18.08.2022,
silvi:
Regentage schreiben die schönsten oder zumindest die nachhaltigsten Geschichten.
Ohne große Erwartungen - natürlich nur, was das Wetter betrifft - sind wir heute morgen pünktlich um 09:00 gestartet. Die Wettervorhersage hatte sich etwas gewandelt; das Gewitter war schon morgens um 6:00 durchgezogen.
Heute verlassen wir wieder Bella Italia. Unser Weg führt uns ins wunderschöne Tessin. Um dorthin zu kommen, müssen wir gleich vom Hotel weg den Passo della Spluga bezwingen. Mit Anfahrt erwarten uns 30km bergauf - und keinerlei Regen. Im Gegenteil, es rollt nicht nur wunderschön dahin, sondern es kommt auch noch die Sonne raus. Schnell sind Armlinge und Weste wieder verstaut, und unter meinen Regenüberschuhen wird es auch eher etwas warm.

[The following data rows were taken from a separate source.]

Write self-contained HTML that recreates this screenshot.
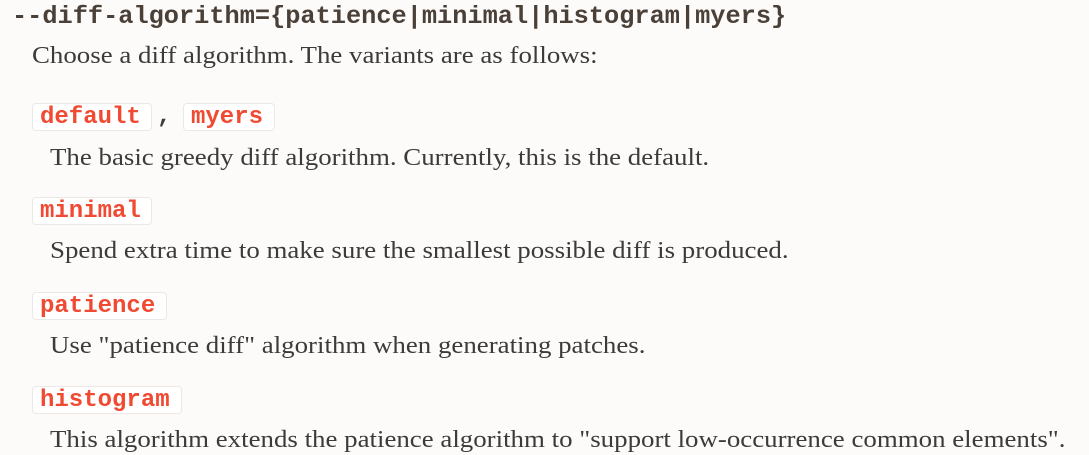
<!DOCTYPE html>
<html><head><meta charset="utf-8"><style>
html,body{margin:0;padding:0;background:#fcfbfa;width:1089px;height:455px;overflow:hidden}
.a{position:absolute;white-space:nowrap}
.h{font-family:"Liberation Mono",monospace;font-weight:bold;font-size:25.3px;color:#4a4038;left:12px;top:2px;line-height:30px}
.t{font-family:"Liberation Serif",serif;font-size:24px;color:#3e3a38;line-height:30px;transform:scaleX(1.12);transform-origin:0 0}
.c{position:absolute;background:#fff;border:1px solid #ebe8e6;border-radius:4px;height:28px;font-family:"Liberation Mono",monospace;font-weight:bold;font-size:24px;color:#f04a33;line-height:28px;padding:0 7px;box-sizing:border-box}
</style></head><body>
<div class="a h">--diff-algorithm={patience|minimal|histogram|myers}</div>
<div class="a t" style="left:32px;top:41px">Choose a diff algorithm. The variants are as follows:</div>
<div class="c" style="left:32px;top:103px;width:120px">default</div>
<div class="a" style="left:157px;top:102px;font-family:'Liberation Mono',monospace;font-weight:bold;font-size:24px;color:#3e3a38;line-height:30px">,</div>
<div class="c" style="left:183px;top:103px;width:92px">myers</div>
<div class="a t" style="left:50px;top:143px">The basic greedy diff algorithm. Currently, this is the default.</div>
<div class="c" style="left:32px;top:197px;width:120px">minimal</div>
<div class="a t" style="left:50px;top:236px">Spend extra time to make sure the smallest possible diff is produced.</div>
<div class="c" style="left:32px;top:292px;width:135px">patience</div>
<div class="a t" style="left:50px;top:331px">Use "patience diff" algorithm when generating patches.</div>
<div class="c" style="left:32px;top:386px;width:150px">histogram</div>
<div class="a t" style="left:50px;top:425px">This algorithm extends the patience algorithm to "support low-occurrence common elements".</div>
</body></html>
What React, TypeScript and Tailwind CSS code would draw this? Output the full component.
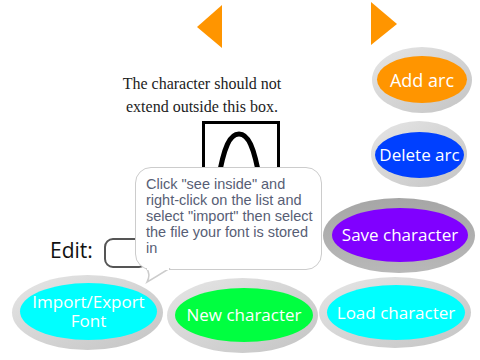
import React from "react";

interface OvalProps {
  label: React.ReactNode;
  outer: [number, number, number, number]; // x, y, w, h
  inner: [number, number, number, number];
  fill: string;
  rim?: string;
}

// one Scratch sprite button: grey rim with a coloured oval on top
const Oval: React.FC<OvalProps> = ({ label, outer, inner, fill, rim }) => {
  return (
    <>
      <div
        className={`absolute rounded-[50%] ${rim ?? "bg-gradient-to-br from-[#e6e6e6] to-[#c4c4c4]"}`}
        style={{ left: outer[0], top: outer[1], width: outer[2], height: outer[3] }}
      />
      <div
        className={`absolute rounded-[50%] flex items-center justify-center text-center text-white text-[17px] leading-[20px] ${fill}`}
        style={{ left: inner[0], top: inner[1], width: inner[2], height: inner[3] }}
      >
        {label}
      </div>
    </>
  );
};

const App: React.FC = () => {
  return (
    <div className="relative w-[480px] h-[360px] bg-white overflow-hidden font-['Open_Sans','Noto_Sans',sans-serif]">
      {/* arrows */}
      <svg className="absolute left-[196px] top-[4px]" width="28" height="46" viewBox="0 0 28 46">
        <polygon points="26,1 26,44 1,23" fill="#ff9500" />
      </svg>
      <svg className="absolute left-[370px] top-[1px]" width="30" height="46" viewBox="0 0 30 46">
        <polygon points="1,1 1,44 27,23" fill="#ff9500" />
      </svg>

      {/* hint text */}
      <div className="absolute left-[100px] top-[72px] w-[204px] text-center text-[16px] leading-[23px] text-[#222] font-['Liberation_Serif',serif]">
        The character should not
        <br />
        extend outside this box.
      </div>

      {/* glyph box */}
      <div className="absolute left-[202px] top-[121px] w-[78px] h-[80px] border-[3px] border-black bg-white" />
      <svg className="absolute left-[202px] top-[121px]" width="78" height="60" viewBox="0 0 78 60">
        <path d="M16 60 C22 25 28 13 37 13 C46 13 52 25 58 60" fill="none" stroke="#000" strokeWidth="5" />
      </svg>

      {/* right column */}
      <Oval label="Add arc" outer={[372, 47, 100, 66]} inner={[377, 56, 90, 47]} fill="bg-[#ff9500] text-[18px]" />
      <Oval label="Delete arc" outer={[371, 121, 96, 66]} inner={[375, 132, 89, 46]} fill="bg-[#0040ff] text-[16px]" />
      <Oval
        label="Save character"
        outer={[323, 198, 152, 75]}
        inner={[332, 208, 136, 54]}
        fill="bg-[#8000ff]"
        rim="bg-gradient-to-b from-[#a6a6a6] to-[#b8b8b8]"
      />

      {/* edit monitor */}
      <div className="absolute left-[50px] top-[236px] text-[21px] leading-[28px] text-[#111] font-['Open_Sans',sans-serif]">
        Edit:
      </div>
      <div className="absolute left-[104px] top-[238px] w-[44px] h-[30px] rounded-[9px] border-2 border-[#555] bg-white" />

      {/* bottom row */}
      <Oval
        label={
          <span className="leading-[19px] pb-[2px]">
            Import/Export
            <br />
            Font
          </span>
        }
        outer={[12, 275, 151, 75]}
        inner={[20, 283, 137, 57]}
        fill="bg-[#00ffff] text-[17.5px]"
      />
      <Oval label="New character" outer={[167, 278, 151, 75]} inner={[175, 288, 138, 54]} fill="bg-[#00ff40]" />
      <Oval label="Load character" outer={[319, 277, 152, 71]} inner={[327, 285, 138, 55]} fill="bg-[#00ffff]" />

      {/* speech bubble */}
      <div className="absolute left-[135px] top-[167px] w-[187px] h-[103px] rounded-[16px] border-[1.5px] border-[#ccc] bg-white pl-[10px] pr-[8px] pt-[8px] text-[14.5px] leading-[16px] text-[#575e75] font-['Liberation_Sans',sans-serif]">
        Click "see inside" and right-click on the list and select "import" then select the file your font is stored in
      </div>
      <svg className="absolute left-[140px] top-[268px]" width="36" height="16" viewBox="0 0 36 16">
        <path d="M6 0 C10 4 9 10 7 14 C14 10 22 5 30 0" fill="#fff" stroke="#ccc" strokeWidth="1.5" />
        <rect x="7" y="0" width="22" height="2" fill="#fff" />
      </svg>
    </div>
  );
};

export default App;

Gruppe 2 kommt innerhalb weniger Minuten am Pass oben an. Dort ist es frisch, aber nicht zu unangenehm kalt. Nach der Abfahrt wartet auch schon Martin mit der Mittagsverpflegung auf uns. Es wird gegessen, als hätten wir drei Tage Hunger gelitten. Am Tag 5 sind die Speicher definitiv leer.
Gestärkt geht es dann nach 10km welliger Anfahrt in den Passo di San Bernadino. Traumhafte Serpentinen, tolle Kulisse, nicht zu steil, nur leider wird es nun doch nass. Anfangs sind es noch ein paar Tropfen, doch während wir hochkurbeln ist es richtiger Regen. Ob man nun die Regenjacke anzieht und darunter schwitzt oder ohne Regenjacke hochfährt, wir kommen alle pitschnass oben an. Die Gaststätte oben hat leider geschlossen. Wir ziehen schnell noch alles an, was wir haben.
4 Jungs schicken wir vor, damit sie nicht unnötig im Kalten herumstehen. Schnell ist es richtig kalt, auf der Straße steht das Wasser. Als wir nach einigen Kilometern an einer Tankstelle ankommen, steht da Jörg schon unter. - Wir beschließen kurzerhand, uns aufzuwärmen. Es gibt heißen Tee und Kaffee. Wir Mädels zittern um die Wette, und draußen legt der Regen nochmal eine Schippe drauf.
Stephen versucht sein Glück bei Taxiunternehmen; aber niemand möchte 6 Radfahrer und ihre Räder mitnehmen. Es sind noch 49km bis zum Etappenziel und davon ca. 20 Abfahrt (also arschkalt). Als wir gerade überlegen, doch wieder weiterzufahren, taucht Gruppe 3 auf. Die sind nur zu viert; die anderen sind mit dem Bus mitgefahren und mittlerweile fast am Hotel. Genau das ist auch unsere Rettung. Martin lädt den Bus mit Gruppe 1 aus und kommt mit leerem Bus wieder zu uns, um 10 Räder einzuladen. Dazu bestellen wir noch ein Großraumtaxi. Passt! Keiner muss mehr in die bitterkalte Abfahrt.
Improvisation ist manchmal alles! Spaß hatten wir heute trotzdem und die Etappe wird so schnell sicher niemand vergessen.
Ursprüngliche Etappenbeschreibung:
Die fünfte Etappe beschreibt einen großen Bogen nach Norden. Wir könnten ja auch einigermaßen höhenmeteroptimiert entlang von Comer und Luganer See nach Bellinzona fahren, aber kann man Nein sagen zu einem Monument wie dem Splügenpass? Ein langer Anstieg, hochalpine Kulisse, meist wenig Verkehr ? was will man mehr. An der Passhöhe beenden wir das Italien-Gastspiel und sind zurück in der Schweiz, in Splügen erreichen wir das Hinterrheintal. Und fahren über den San-Bernardino-Pass wieder auf die Alpensüdseite zurück. Ausrollen können wir mit einer langen Abfahrt ins Tessin nach Bellinzona.